Salt Lake City, the state’s largest and most important city, has not had a U.S. House member representing all, or even most of, the city in decades.
This is because the GOP Legislature knows city residents, being more liberal than the rest of the state (and that’s not saying much) would vote in a Democrat.
But this is an anti-democratic (small D) action, and reflects poorly on the Legislature and state as a whole.
Let everyone’s vote count equally. And stacking legislative and congressional districts IS NOT giving equal weight to each vote. Period.
And independent commission could make reasonable and justifiable redistricting suggestions. And then let the Legislature explain why these changes aren’t supportable. At least some of the gerrymandering could be stopped.
10) Here’s the last suggestion – and the most important.
And isn’t it great that it’s already happened. Legislators just have to have the guts to side with voters instead of political party insiders.
Keep SB54 unchanged for several election cycles. Let’s see the impacts of allowing some candidates – by their own choices – get on their party’s primary ballot via a voter petition signature gathering process.
In time, and it may take several elections, I think we will see a more moderate Legislature; a more moderate U.S. House and Senate delegation from Utah.

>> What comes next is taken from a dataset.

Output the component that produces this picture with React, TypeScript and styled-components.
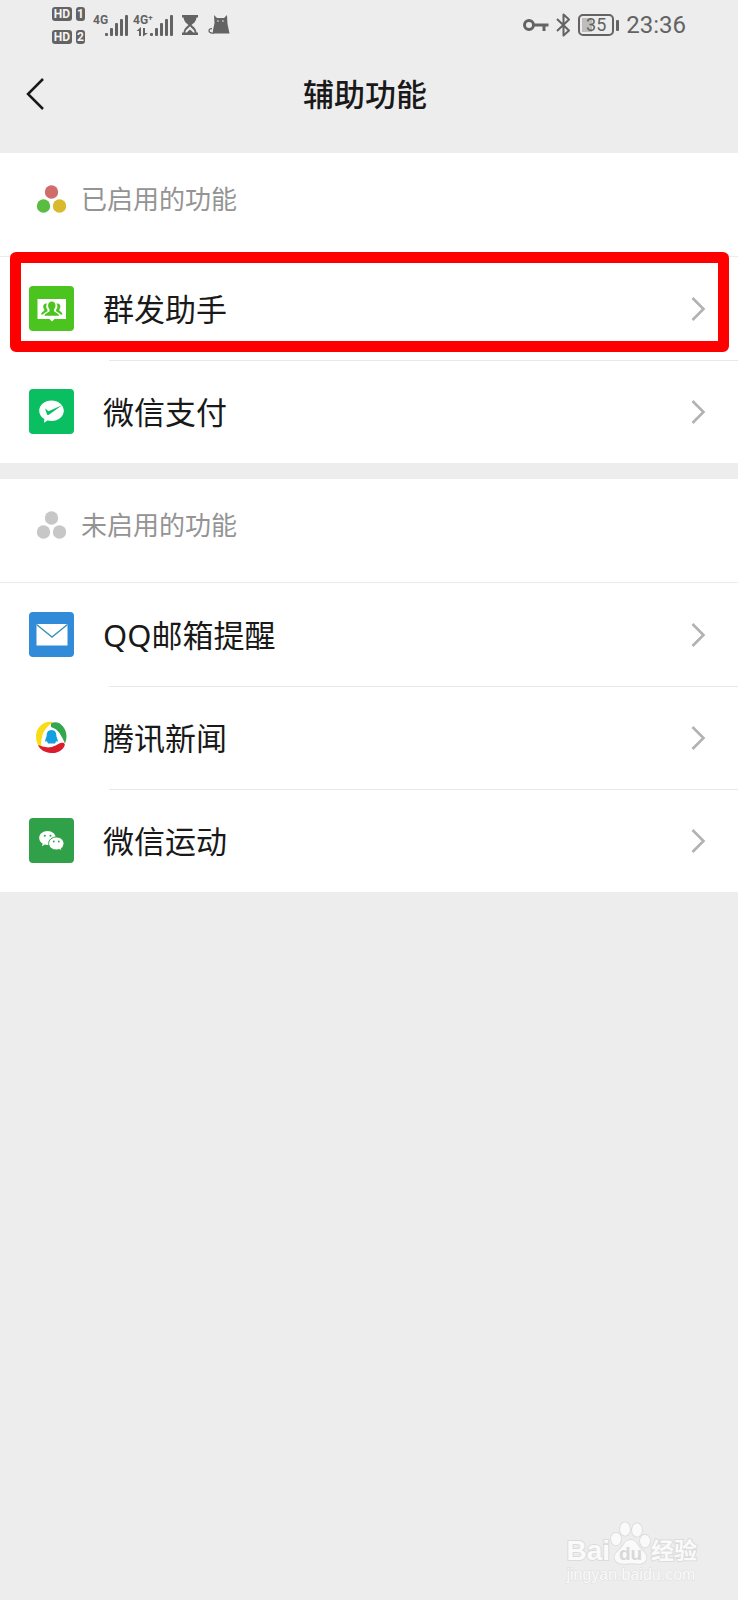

That’s not to say that the current members will be voted out. No. I don’t predict that.
But the current incumbents – both Republicans and Democrats – will feel more free to vote for reasonable, mainstream ideas and solutions.
Republicans will still control the Legislature, the governorship and the federal delegation. Why?
Because by far most Utahns are Republicans; and vote that way.
But released from the fear of several dozen (in a Utah House seat) right-wing delegates taking you out in your party’s state (for multi-county districts) or county conventions will free up good, reasonable GOP lawmakers from the grip of their party’s arch-conservatives (who I believe stack the caucus/delegate process).
Finally, it would be nice if the 2016 Legislature does all 10 of the suggestions above.
I remain, respectfully,
Bob Bernick, who has watched you for 35 years and can still walk upright.